As I sat in my car waiting for S to get out of dance class, Tim McGraw’s “Live Like You Were Dying” came on the radio. I listened to country for a long, long time, but my music taste is eclectic. I go from country to classical to R&B to rap to alternative to rock to pop…sometimes all in the same day. I haven’t heard “Live Like You Were Dying” in a long time, and I certainly haven’t heard it since August. I would have changed the radio station had it come on, and to be honest, I gave my preset buttons a hard stare as the opening chords played just now.
I didn’t change the channel. I forced myself to listen to the lyrics even though I know them by heart.
I don’t really feel as though I live like I’m dying. I guess there’s some irony there. I have cancer. Who knows how many hours are left on my clock? I don’t take much time for me. I spend as much as I can with my kids and A. I spend a lot of nights crying myself to sleep long after A is asleep so I don’t worry him. I hug my children a lot more than I did. Maybe that is living like I’m dying. I don’t know.

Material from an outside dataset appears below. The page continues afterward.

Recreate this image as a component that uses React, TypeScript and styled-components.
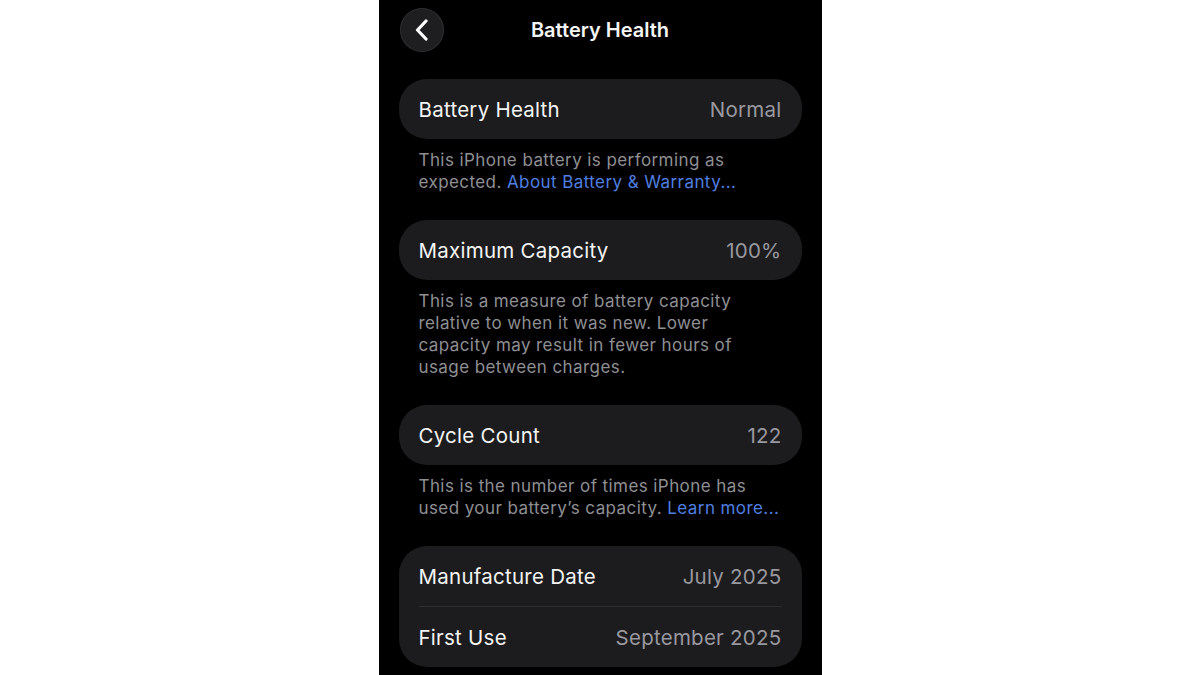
import React from 'react'
import styled, { createGlobalStyle } from 'styled-components'

const GlobalStyle = createGlobalStyle`
  html, body {
    margin: 0;
    padding: 0;
    background: #ffffff;
  }
  body {
    font-family: Inter, "Noto Sans", "Liberation Sans", sans-serif;
  }
`

const Page = styled.div`
  width: 100%;
  height: 675px;
  overflow: hidden;
  display: flex;
  justify-content: center;
`

const Screen = styled.div`
  width: 443px;
  height: 675px;
  background: #000000;
  padding: 0 20px;
  box-sizing: border-box;
  color: #f2f2f2;
`

const Header = styled.div`
  position: relative;
  height: 60px;
  padding-top: 8px;
  margin-bottom: 11px;
  display: flex;
  align-items: flex-start;
  justify-content: center;
`

const BackButton = styled.div`
  position: absolute;
  left: 1px;
  top: 8px;
  width: 44px;
  height: 44px;
  border-radius: 50%;
  background: #1e1e20;
  box-shadow: inset 0 0 0 1px #2c2c2e;
  display: flex;
  align-items: center;
  justify-content: center;
`

const Title = styled.div`
  font-size: 20px;
  font-weight: 600;
  line-height: 44px;
  color: #f5f5f5;
`

const Card = styled.div`
  background: #1c1c1e;
  border-radius: 28px;
  padding: 0 20px;
`

const Row = styled.div<{ $divider?: boolean }>`
  height: 60px;
  display: flex;
  align-items: center;
  justify-content: space-between;
  font-size: 20.5px;
  letter-spacing: 0.25px;
  border-top: ${({ $divider }) => ($divider ? '1px solid #2e2e31' : 'none')};
`

const Label = styled.span`
  color: #f4f4f4;
`

const Value = styled.span`
  color: #98989e;
`

const Footnote = styled.p`
  margin: 0;
  padding: 10px 20px 27px;
  font-size: 17px;
  line-height: 22px;
  color: #8f8f94;
  letter-spacing: 0.42px;
  white-space: nowrap;
`

const Link = styled.span`
  color: #4f7fe3;
`

const App: React.FC = () => {
  return (
    <>
      <GlobalStyle />
      <Page>
        <Screen>
          <Header>
            <BackButton>
              <svg width="16" height="22" viewBox="0 0 16 22" fill="none">
                <path d="M12 2 L3.5 11 L12 20" stroke="#ffffff" strokeWidth="3.2" strokeLinecap="round" strokeLinejoin="round" />
              </svg>
            </BackButton>
            <Title>Battery Health</Title>
          </Header>

          <Card>
            <Row>
              <Label>Battery Health</Label>
              <Value>Normal</Value>
            </Row>
          </Card>
          <Footnote>
            This iPhone battery is performing as
            <br />
            expected. <Link>About Battery &amp; Warranty...</Link>
          </Footnote>

          <Card>
            <Row>
              <Label>Maximum Capacity</Label>
              <Value>100%</Value>
            </Row>
          </Card>
          <Footnote>
            This is a measure of battery capacity
            <br />
            relative to when it was new. Lower
            <br />
            capacity may result in fewer hours of
            <br />
            usage between charges.
          </Footnote>

          <Card>
            <Row>
              <Label>Cycle Count</Label>
              <Value>122</Value>
            </Row>
          </Card>
          <Footnote>
            This is the number of times iPhone has
            <br />
            used your battery’s capacity. <Link>Learn more...</Link>
          </Footnote>

          <Card>
            <Row>
              <Label>Manufacture Date</Label>
              <Value>July 2025</Value>
            </Row>
            <Row $divider>
              <Label>First Use</Label>
              <Value>September 2025</Value>
            </Row>
          </Card>
        </Screen>
      </Page>
    </>
  )
}

export default App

I haven’t gone to the beach in years. I haven’t gone back to New York. I haven’t gone back to the Smokey Mountains, one of the few places I’ve been where the beauty of the morning took my breath away. I haven’t gone to Ireland, one of my dream vacation spots. I haven’t gone back to London. I haven’t been to Italy. Most of my bucket list has to do with traveling, apparently.
I don’t want to go skydiving (I’m scared of heights). I’ve ridden a mechanical bull (it’s a thing here in Dallas). I’ve been fake-rock rock climbing. There are few risky things I want to do. My bucket list is simple. Travel with my family. That’s it.
I think everyone has a bucket list. I wish I didn’t feel an urgency to mine. But, I do. A is already talking about us going to NYC this fall, if I’m ok. Back when this roller coaster started, I told A I want a few days at the beach after my last herceptin treatment. We’ve talked about whether we keep saving up for England or go to Ireland or Italy instead. I think A feels a certain urgency for my bucket list, too. I wish he didn’t.
I wish I didn’t think about living like I’m dying. I could die tomorrow. I could live until I’m 100 like one of my great grandmothers. None of us know.
But cancer sure makes time seem more precious and scarce.